Linda Sue Price. Enlightened Systems. Tag Gallery. Photo Credit Kristine Schomaker.


“With the neon tubes, I intentionally selected colors that were opposites because I like the contrast and energy of that look,” she relates, adding that most of the glass was bent without an intent other than to create interesting shapes and have the glass relaxed. “Relaxed glass gives you very smooth movements. I had extra studio time last summer, so I got to really play with the glass.” Her process is delicate and detailed. “After I’ve bent up a lot of glass that I like, I start grouping them together based on shape and color until they form a composition. Sometimes I will add another tube that is bent with intention to complete the design. Occasionally I will bend a free form shape to a loose pattern.”

Price’s bending technique is unique. “The way I bend has been described as dancing in the fires.

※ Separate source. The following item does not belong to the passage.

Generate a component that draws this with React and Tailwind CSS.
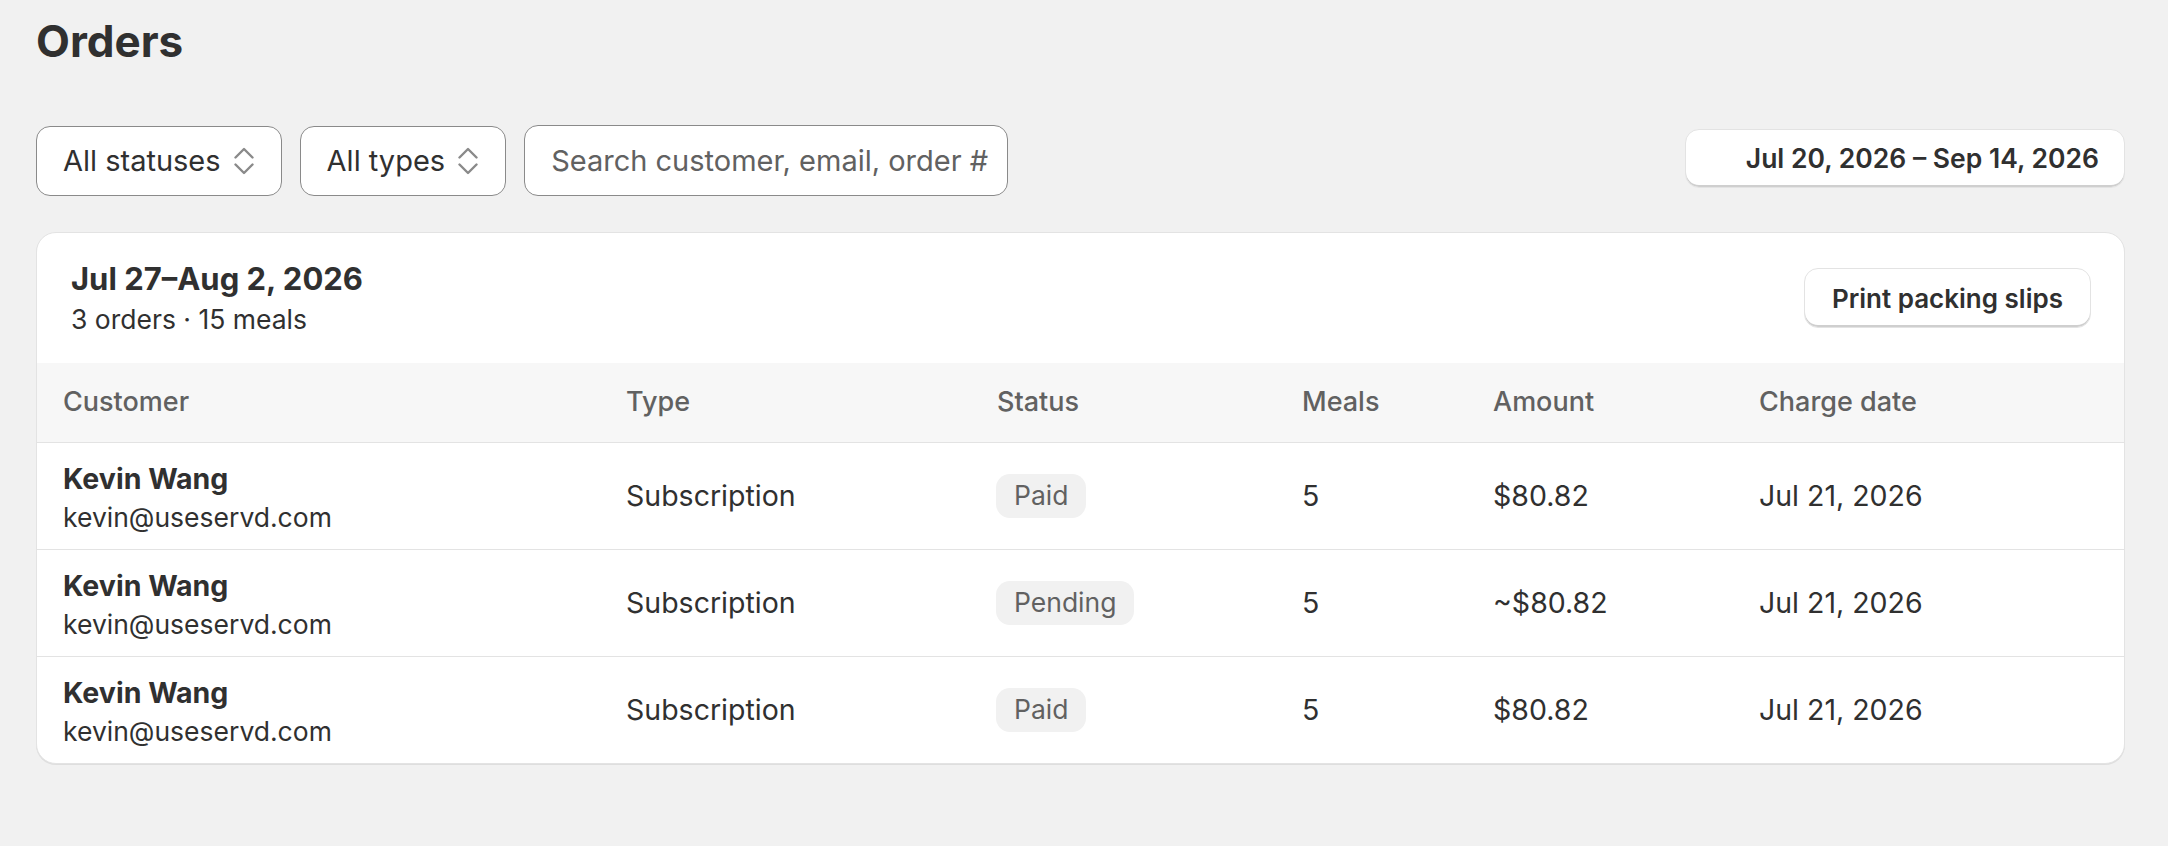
import React from "react";

function SelectIcon() {
  return (
    <svg className="h-[30px] w-[20px] shrink-0" viewBox="0 0 20 30" fill="none" stroke="#8a8a8a" strokeWidth="2.4" strokeLinecap="round" strokeLinejoin="round">
      <polyline points="1.5,11.5 10,3 18.5,11.5" />
      <polyline points="1.5,18.5 10,27 18.5,18.5" />
    </svg>
  );
}

function FilterButton({ label }) {
  return (
    <button className="flex h-[70px] items-center gap-[13px] rounded-[14px] border border-[#8a8a8a] bg-white pl-[26px] pr-[27px] text-[29px] text-[#303030]">
      <span>{label}</span>
      <SelectIcon />
    </button>
  );
}

const rows = [
  { status: "Paid", amount: "$80.82" },
  { status: "Pending", amount: "~$80.82" },
  { status: "Paid", amount: "$80.82" },
];

const cols = "grid grid-cols-[563px_371px_305px_191px_266px_1fr]";

export default function App() {
  return (
    <div className="min-h-[846px] bg-[#f1f1f1] pl-[36px] pr-[43px] pt-[19px] font-['Inter',sans-serif] text-[#303030]">
      <h1 className="text-[44px] font-bold leading-[45px]">Orders</h1>

      <div className="mt-[61px] flex items-center gap-[18px]">
        <FilterButton label="All statuses" />
        <FilterButton label="All types" />
        <div className="flex h-[71px] w-[484px] items-center overflow-hidden whitespace-nowrap rounded-[14px] border border-[#8a8a8a] bg-white pl-[26px] text-[29px] text-[#616161]">
          Search customer, email, order #
        </div>
        <button className="ml-auto mt-[-4px] flex h-[59px] items-center rounded-[14px] border border-[#e3e3e3] bg-white pl-[60px] pr-[25px] text-[26.5px] font-semibold shadow-[inset_0_-2px_0_0_#cfcfcf]">
          Jul 20, 2026 – Sep 14, 2026
        </button>
      </div>

      <div className="mt-[36px] overflow-hidden rounded-[20px] border border-[#e3e3e3] bg-white shadow-[0_1px_0_0_rgba(0,0,0,0.08)]">
        <div className="flex h-[130px] items-center justify-between pl-[34px] pr-[33px]">
          <div className="pt-[4px]">
            <div className="text-[31px] font-bold leading-[38px]">Jul 27–Aug 2, 2026</div>
            <div className="text-[26.5px] leading-[42px]">3 orders · 15 meals</div>
          </div>
          <button className="flex h-[60px] items-center rounded-[14px] border border-[#e3e3e3] bg-white px-[27px] text-[26px] font-semibold shadow-[inset_0_-2px_0_0_#cfcfcf]">
            Print packing slips
          </button>
        </div>

        <div className={`${cols} h-[80px] items-center border-b border-[#e3e3e3] bg-[#f7f7f7] text-[27px] font-medium text-[#616161]`}>
          <div className="pl-[26px]">Customer</div>
          <div className="pl-[26px]">Type</div>
          <div className="pl-[26px]">Status</div>
          <div className="pl-[26px]">Meals</div>
          <div className="pl-[26px]">Amount</div>
          <div className="pl-[26px]">Charge date</div>
        </div>

        {rows.map((r, i) => (
          <div
            key={i}
            className={`${cols} h-[106px] items-center text-[28.5px] ${i < rows.length - 1 ? "border-b border-[#e3e3e3] box-content" : ""}`}
          >
            <div className="pl-[26px] pt-[4px]">
              <div className="font-bold leading-[38px]">Kevin Wang</div>
              <div className="text-[26.5px] leading-[38px]">kevin@useservd.com</div>
            </div>
            <div className="pl-[26px]">Subscription</div>
            <div className="pl-[25px]">
              <span className="inline-flex h-[44px] items-center rounded-[14px] bg-[#f1f1f1] px-[18px] text-[26.5px] text-[#616161]">
                {r.status}
              </span>
            </div>
            <div className="pl-[26px]">5</div>
            <div className="pl-[26px]">{r.amount}</div>
            <div className="pl-[26px]">Jul 21, 2026</div>
          </div>
        ))}
      </div>
    </div>
  );
}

I bend free form, not to a pattern. Traditional benders have a pattern on a work bench and come out of the fire onto the work bench. I bend in the air which helps me get the 3D loops.”

The artist’s piece “Seeds” is a perfect example of this technique, the shapes seemingly gestating before the viewers eyes, colors pink, orange, and yellow gleaming like a sunrise.

“It’s like a conversation with the glass. I don’t know what’s going to happen. Sometimes I have a direction but the glass doesn’t go the way I was planning,” Price explains. “I accept that it doesn’t always work. When it’s going well, it is like having a conversation with a best friend.”

Influenced by personal experiences, Price has been admiring neon since she was a child. Her technique of fusing color and movement is brilliantly fresh in Enlightened Systems, her neon glow taking on a spiritual quality reminiscent of stained glass in sunlight.

Price’s exhibition runs through June 10. Also on display: Donn Delson’s Aerials exhibition, which features large-scale, aerial photographs that offer unique, far-above-the-earth perspectives. Jerry Hardin’s Bone Sculpture is just that, graceful, mysterious bone sculptures that are curved and carved. Gary Polonsky, working in mixed media, offers the witty Munchies, three-dimensional wall sculptures of junk food, fast food, fun food served up as art.

TAG Gallery is located at 5858 Wilshire Blvd.